We live in revolutionary times. It’s interesting and it’s messy. Often we’re realizing we can do things before fully understanding the effects of what we’re doing. While human history has always been like this, never before have we been able to record, remember, and recall our experiences instantly with the exacting clarity of empirical analytics. What is most frustrating is the technical fact we can end most data piracy altogether. The only thing stopping us is a nagging set of legal and philosophical problems.
Internet signals are made up of tiny packets. A packet is a small piece of a web document. When your computer makes a request of a file-server two hundred kilometers away, that request is returned in a number of individual packets, each of which contains a piece of the file you’ve requested. Much like the transporter on Star Trek, those packets are all delivered to your computer where they are reassembled on your monitor. That’s how the Internet can run so quickly and efficiently at the scale it does. Internet Service Providers can take any given packet out of the stream and instantly analyse its contents. This practice is called Deep Packet Inspection. Because an ISP could use Deep Packet Inspection to detect and throttle signals from rival networks, the practice is considered a direct violation of Net Neutrality provisions. But what if the ISPs only used it to target packets originating at IP addresses known to be bad actors or containing pirated materials?

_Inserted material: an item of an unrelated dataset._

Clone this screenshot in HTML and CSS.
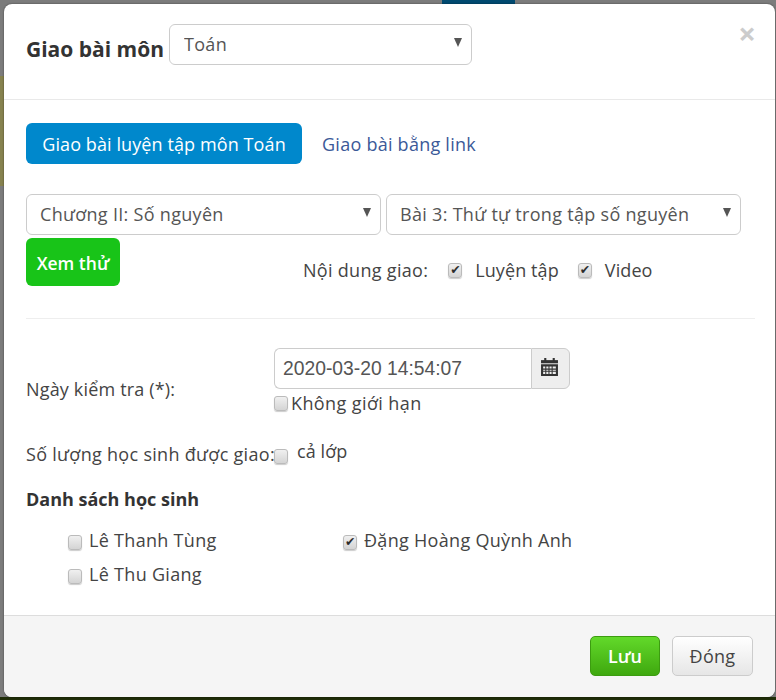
FILE: index.html
```html
<!DOCTYPE html>
<html lang="en">
<head>
    <meta charset="UTF-8">
    <meta name="viewport" content="width=device-width, initial-scale=1.0">
    <title>Giao bài</title>
    <link rel="stylesheet" href="styles.css">
</head>
<body>
    <!-- page behind the backdrop -->
    <div class="behind-tab"></div>
    <div class="behind-panel"></div>
    <div class="behind-bottom"></div>

    <div class="modal-card">
        <div class="modal-header">
            <span class="modal-title">Giao bài môn</span>
            <div class="select-wrap subject-select">
                <select><option>Toán</option></select>
            </div>
            <span class="close-btn">×</span>
        </div>

        <div class="modal-body">
            <div class="tab-row">
                <a class="btn-tab">Giao bài luyện tập môn Toán</a>
                <a class="link-tab">Giao bài bằng link</a>
            </div>

            <div class="select-row">
                <div class="select-wrap"><select><option>Chương II: Số nguyên</option></select></div>
                <div class="select-wrap"><select><option>Bài 3: Thứ tự trong tập số nguyên</option></select></div>
            </div>

            <div class="preview-row">
                <a class="btn-preview">Xem thử</a>
                <div class="content-type">
                    <span class="content-label">Nội dung giao:</span>
                    <label class="check-label"><input type="checkbox" checked><span>Luyện tập</span></label>
                    <label class="check-label"><input type="checkbox" checked><span>Video</span></label>
                </div>
            </div>

            <div class="divider"></div>

            <div class="date-row">
                <div class="row-label">Ngày kiểm tra (*):</div>
                <div class="date-col">
                    <div class="date-group">
                        <input class="date-input" type="text" value="2020-03-20 14:54:07">
                        <span class="date-addon">
                            <svg class="calendar-icon" width="17" height="18" viewBox="0 0 16 17">
                                <rect x="3" y="0" width="2" height="3" fill="#333"/>
                                <rect x="11" y="0" width="2" height="3" fill="#333"/>
                                <rect x="0" y="2" width="16" height="3" fill="#333"/>
                                <path fill="#333" fill-rule="evenodd" d="M0 6h16v11H0z M2 8v2h2V8z M5 8v2h2V8z M8 8v2h2V8z M11 8v2h3V8z M2 11v1h2v-1z M5 11v1h2v-1z M8 11v1h2v-1z M11 11v1h3v-1z M2 13v2h2v-2z M5 13v2h2v-2z M8 13v2h2v-2z M11 13v2h3v-2z"/>
                            </svg>
                        </span>
                    </div>
                    <label class="no-limit"><input type="checkbox"><span>Không giới hạn</span></label>
                </div>
            </div>

            <div class="count-row">
                <span class="count-label">Số lượng học sinh được giao:</span>
                <label class="whole-class"><input type="checkbox"><span>cả lớp</span></label>
            </div>

            <div class="list-title">Danh sách học sinh</div>
            <div class="student-grid">
                <label class="student"><input type="checkbox"><span>Lê Thanh Tùng</span></label>
                <label class="student"><input type="checkbox" checked><span>Đặng Hoàng Quỳnh Anh</span></label>
                <label class="student"><input type="checkbox"><span>Lê Thu Giang</span></label>
            </div>
        </div>

        <div class="modal-footer">
            <a class="btn-save">Lưu</a>
            <a class="btn-close">Đóng</a>
        </div>
    </div>
</body>
</html>
```

FILE: styles.css
```css
html, body {
    height: 700px;
    overflow: hidden;
}
body {
    font-family: "Open Sans", sans-serif;
    font-size: 18px;
    line-height: 24px;
    letter-spacing: 0.3px;
    color: #444;
    margin: 0;
    background-color: #7c7c7c;
    position: relative;
}
.behind-tab {
    position: absolute;
    left: 442px;
    top: 0;
    width: 73px;
    height: 4px;
    background: #004a70;
}
.behind-panel {
    position: absolute;
    left: 0;
    top: 76px;
    width: 5px;
    height: 110px;
    background: #86824f;
}
.behind-bottom {
    position: absolute;
    left: 0;
    top: 697px;
    width: 776px;
    height: 3px;
    background: #1f2d08;
}
.modal-card {
    position: absolute;
    left: 4px;
    top: 4px;
    width: 771px;
    height: 693px;
    box-sizing: border-box;
    background: #fff;
    border-radius: 8px;
    box-shadow: 0 0 2px rgba(0,0,0,0.5);
    overflow: hidden;
    display: flex;
    flex-direction: column;
}
.modal-header {
    height: 96px;
    box-sizing: border-box;
    border-bottom: 1px solid #e9e9e9;
    padding: 20px 22px 0;
    display: flex;
    align-items: flex-start;
    position: relative;
}
.modal-title {
    font-size: 21px;
    font-weight: 700;
    letter-spacing: 0;
    color: #333;
    margin-top: 13px;
    margin-right: 5px;
}
.subject-select {
    width: 303px;
}
.close-btn {
    position: absolute;
    right: 19px;
    top: 14px;
    font-size: 31px;
    font-weight: 700;
    line-height: 30px;
    letter-spacing: 0;
    color: #ccc;
}
.select-wrap {
    position: relative;
    height: 41px;
}
.select-wrap::after {
    content: "";
    position: absolute;
    right: 10px;
    top: 14px;
    border-left: 4px solid transparent;
    border-right: 4px solid transparent;
    border-top: 9px solid #555;
}
.select-wrap select {
    appearance: none;
    width: 100%;
    height: 41px;
    background: #fff;
    border: 1px solid #ccc;
    border-radius: 6px;
    padding: 0 14px 2px 13px;
    font-family: inherit;
    font-size: 18px;
    letter-spacing: 0.3px;
    color: #555;
    box-sizing: border-box;
}
.subject-select select {
    padding-left: 14px;
}
.modal-body {
    flex: 1;
    padding: 23px 21px 0 22px;
}
.tab-row {
    display: flex;
    align-items: center;
    gap: 20px;
}
.btn-tab {
    height: 41px;
    line-height: 43px;
    width: 276px;
    text-align: center;
    background: #0088cc;
    color: #fff;
    border-radius: 6px;
    letter-spacing: 0.1px;
}
.link-tab {
    color: #3b5998;
    letter-spacing: 0.25px;
}
.select-row {
    display: flex;
    gap: 5px;
    margin-top: 30px;
    width: 715px;
}
.select-row .select-wrap {
    flex: 1;
}
.preview-row {
    display: flex;
    margin-top: 3px;
}
.btn-preview {
    width: 94px;
    height: 48px;
    line-height: 50px;
    text-align: center;
    background: #18c418;
    color: #fff;
    border-radius: 6px;
    font-weight: 600;
    letter-spacing: 0;
    font-size: 17.5px;
}
.content-type {
    display: flex;
    gap: 19px;
    margin-left: 183px;
    margin-top: 19px;
    height: 26px;
    align-items: center;
}
.content-label {
    margin-right: 1px;
}
.check-label {
    display: flex;
    align-items: center;
    gap: 13px;
    letter-spacing: 0.1px;
}
input[type="checkbox"] {
    appearance: none;
    width: 14px;
    height: 15px;
    margin: 0;
    border: 1px solid #bbb;
    border-radius: 3px;
    background: linear-gradient(#f0f0f0, #d4d4d4);
    box-shadow: 0 1px 1px rgba(0,0,0,0.2);
    position: relative;
    flex: none;
}
input[type="checkbox"]:checked::after {
    content: "✔";
    position: absolute;
    left: 1px;
    top: -3px;
    font-family: "DejaVu Sans", sans-serif;
    font-size: 12.5px;
    line-height: 18px;
    letter-spacing: 0;
    color: #2c2c2c;
}
.divider {
    border-top: 1px solid #eee;
    margin-top: 32px;
    width: 729px;
}
.date-row {
    display: flex;
    margin-top: 29px;
}
.row-label {
    width: 248px;
    padding-top: 29px;
    letter-spacing: 0.17px;
}
.date-group {
    display: flex;
    width: 296px;
    height: 41px;
}
.date-input {
    width: 257px;
    box-sizing: border-box;
    border: 1px solid #ccc;
    border-right: 0;
    border-radius: 6px 0 0 6px;
    padding: 0 8px;
    font-family: "Liberation Sans", sans-serif;
    font-size: 19.3px;
    letter-spacing: 0;
    color: #555;
}
.date-addon {
    flex: 1;
    display: flex;
    align-items: center;
    justify-content: center;
    background: #eee;
    border: 1px solid #ccc;
    border-radius: 0 6px 6px 0;
}
.calendar-icon {
    margin: 0 2px 4px 0;
}
.no-limit {
    display: flex;
    align-items: center;
    margin-top: 2px;
    letter-spacing: 0.4px;
}
.no-limit input {
    margin: 1px 3px 0 0;
}
.count-row {
    display: flex;
    margin-top: 27px;
}
.count-label {
    width: 248px;
    white-space: nowrap;
}
.whole-class {
    display: flex;
    gap: 9px;
    letter-spacing: 0.1px;
}
.whole-class input {
    margin-top: 7px;
}
.whole-class span {
    margin-top: -3px;
}
.list-title {
    font-weight: 700;
    letter-spacing: 0;
    color: #333;
    margin-top: 21px;
}
.student-grid {
    display: grid;
    grid-template-columns: 275px 1fr;
    row-gap: 10px;
    margin: 17px 0 0 42px;
}
.student {
    display: flex;
    align-items: center;
    gap: 7px;
}
.student input {
    margin-top: 5px;
}
.modal-footer {
    height: 82px;
    box-sizing: border-box;
    background: #f5f5f5;
    border-top: 1px solid #ddd;
    padding: 20px 22px 0 0;
    display: flex;
    justify-content: flex-end;
    gap: 12px;
}
.btn-save, .btn-close {
    height: 40px;
    line-height: 38px;
    box-sizing: border-box;
    text-align: center;
    border-radius: 5px;
}
.btn-save {
    width: 70px;
    background: linear-gradient(#62d92a, #3fa80f);
    border: 1px solid #3c9c10;
    color: #fff;
    font-weight: 600;
    letter-spacing: 0;
}
.btn-close {
    width: 81px;
    background: linear-gradient(#fff, #e6e6e6);
    border: 1px solid #ccc;
    color: #444;
}
```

Currently, the Internet is governed as a utility under Title II of the Federal Communications Act. Sometime in the next few weeks, the FCC is very likely to remove all Net Neutrality protections by declassifying the Internet. When that happens, Internet Service Providers will be free to implement a variety of pricing structures and technical practices that they currently can’t use. This is likely to push lawyers for large scale content creators such as the production companies behind Game of Thrones, or a musician with the legal clout of say, Taylor Swift, to push ISPs into using some of their newly granted powers to push pirates out of the pictures by seriously throttling their signals.
A few weeks ago, a conversation took place at the Telsec Business Centre about how to adapt to, and perhaps even make money off of the new Internet classification standards in a post Net Neutrality world. Developing software to help chase down and restrict the actions of the limited number of bad actors who steal from real actors (and singers and drummers too) might be a start.